Down with Kim Il-sung!
Defeat the communist party!’
Bak Jong-sik, a relative of the MP, took over the house.
After the MP left in his jeep,
the new owner moved into the empty house.
He removed the spider webs.
He had a name-plate made.
He bought a fierce dog.
‘Beware of the dog!’ was painted on the gate.
BIOGRAPHICAL NOTES
Born in 1933 in Gunsan, North Jeolla Province, Korea, Ko Un is Korea’s foremost living writer. After immense suffering during the Korean War, he became a Buddhist monk. His first poems were published in 1958, his first collection in 1960. A few years later he returned to the world. After years of dark nihilism, he became a leading spokesman in the struggle for freedom and democracy during the 1970s and 1980s, when he was often arrested and imprisoned.
He has published more than 150 volumes of poems, essays, and fiction, including the monumental seven-volume epic Mount Paekdu and the 30-volume Maninbo (Ten Thousand Lives) series. In recent years, more than thirty volumes of translations of his work have been published in some twenty languages. A selection from the first ten volumes of Maninbo relating to Ko Un’s village childhood was published in the US by Green Integer in 2006 under the title Ten Thousand Lives. A selection from the second ten volumes, Maninbo: Peace and War, was published by Bloodaxe Books in 2015. Ko Un’s most recent poetry was translated by Brother Anthony of Taizé and Lee Sang-Wha and published by Bloodaxe in 2012 in First Person Sorrowful. See: http://www.koun.co.kr
Born in 1942 in Cornwall, Brother Anthony of Taizé has lived in Korea since 1980. He is an Emeritus Professor at Sogang University, and Chair-Professor at Dankook University.
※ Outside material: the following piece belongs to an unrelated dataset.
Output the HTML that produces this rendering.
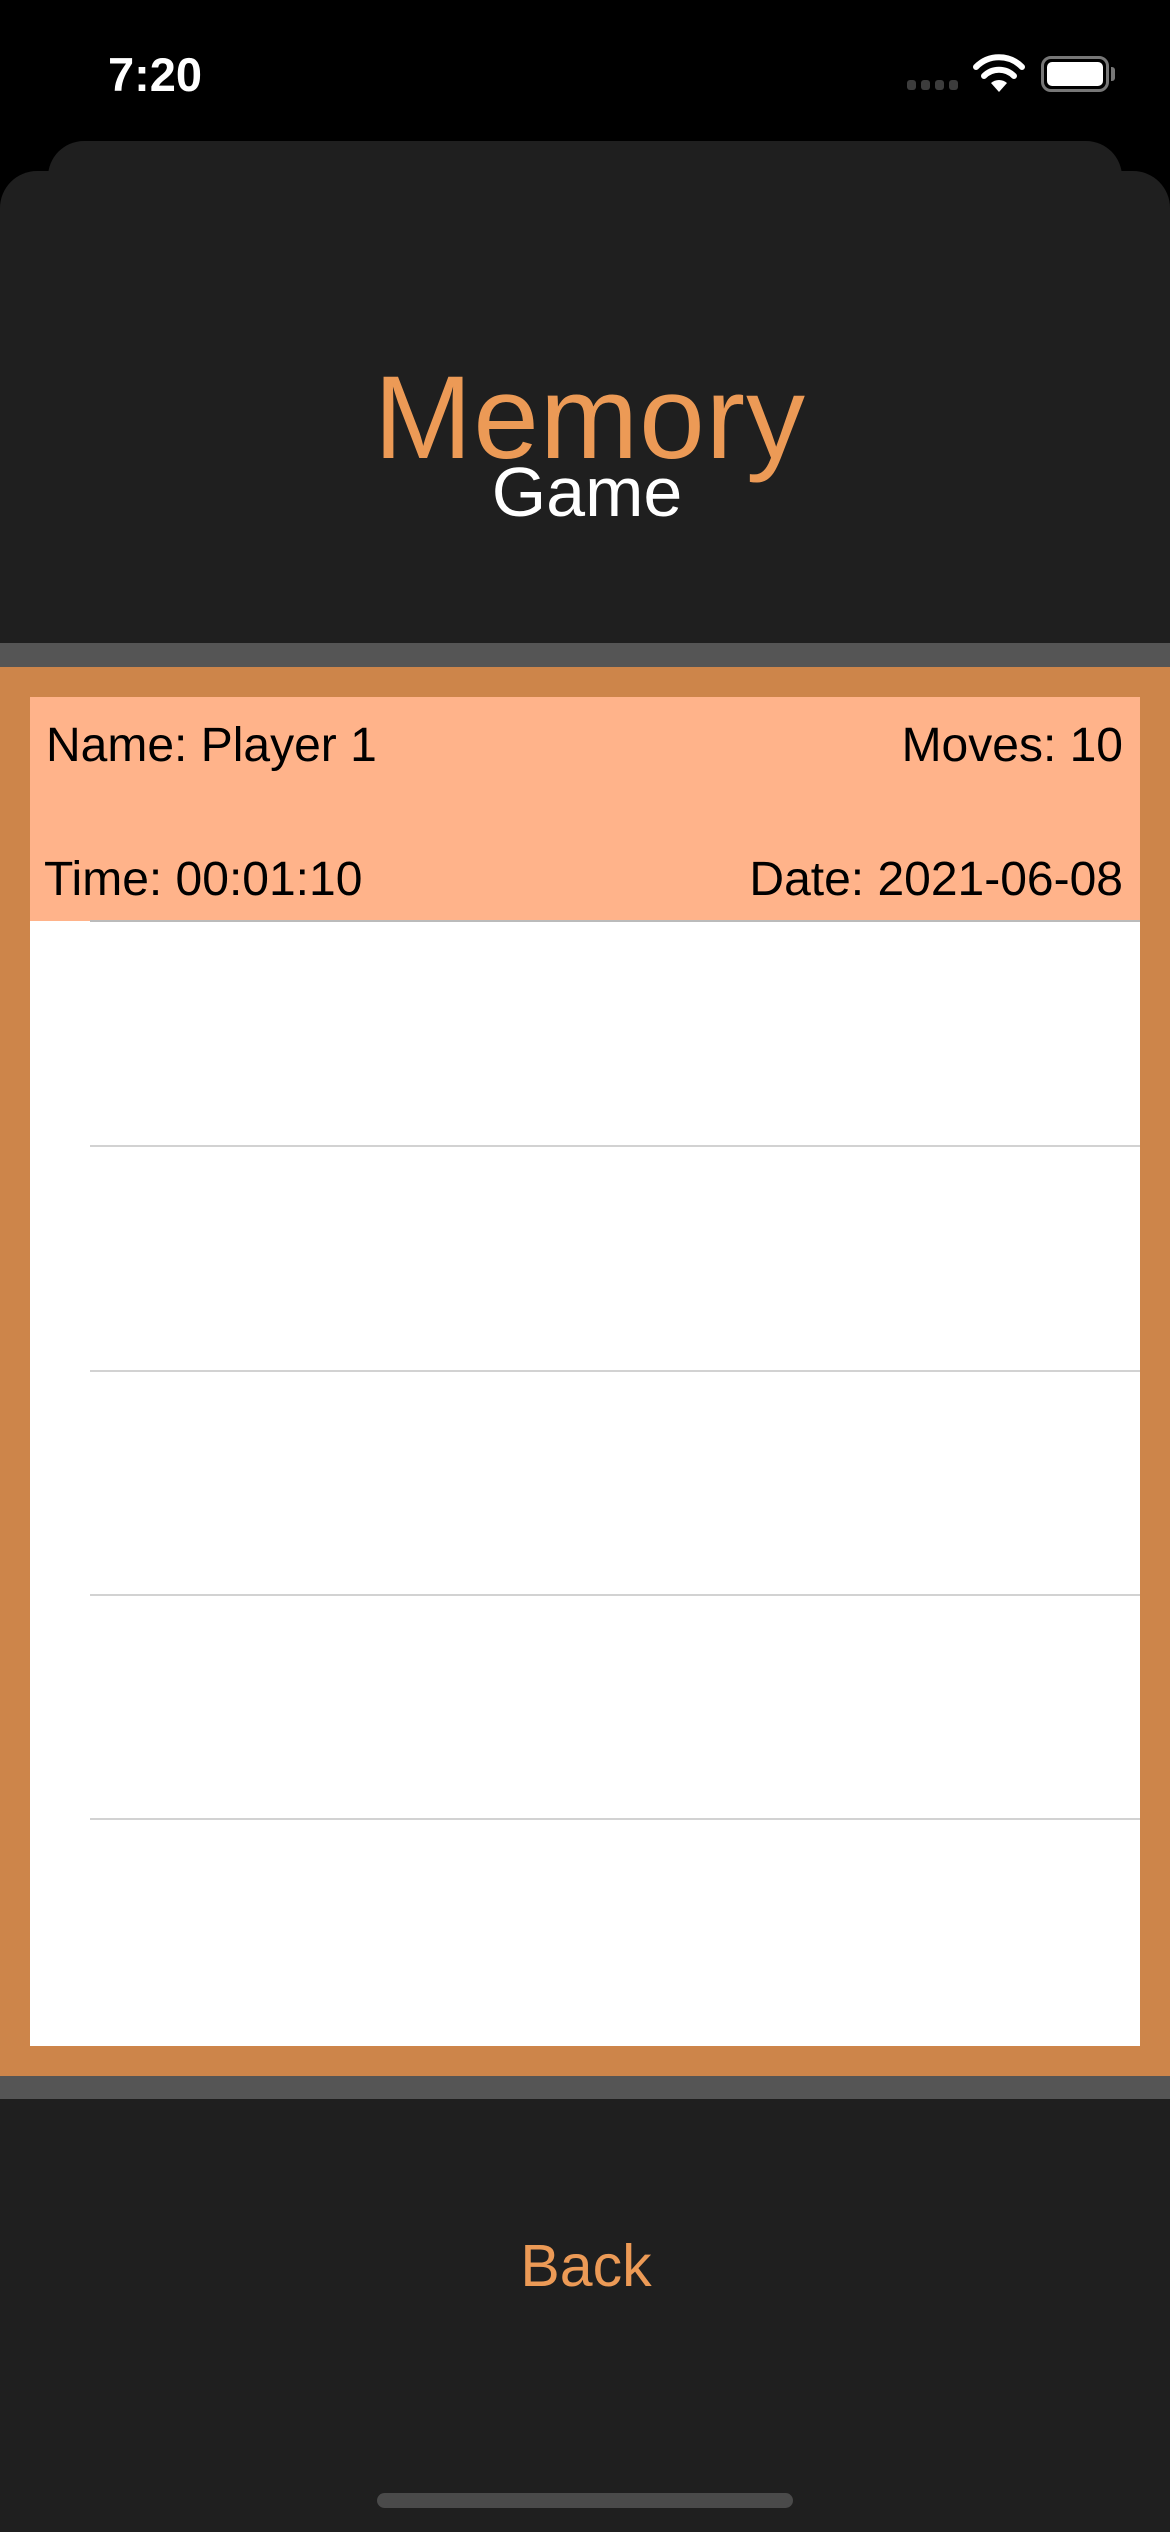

He has published some thirty volumes of English translations of Korean poetry and fiction, including eight volumes of work by Ko Un. He is a naturalised Korean citizen with the name An Sonjae. For more information see http://hompi.sogang.ac.kr/anthony/
Lee Sang-Wha is an emeritus professor in the English Department of Chung Ang University, Seoul, and has published seven volumes of translations of English literature including two prose works by Gary Snyder.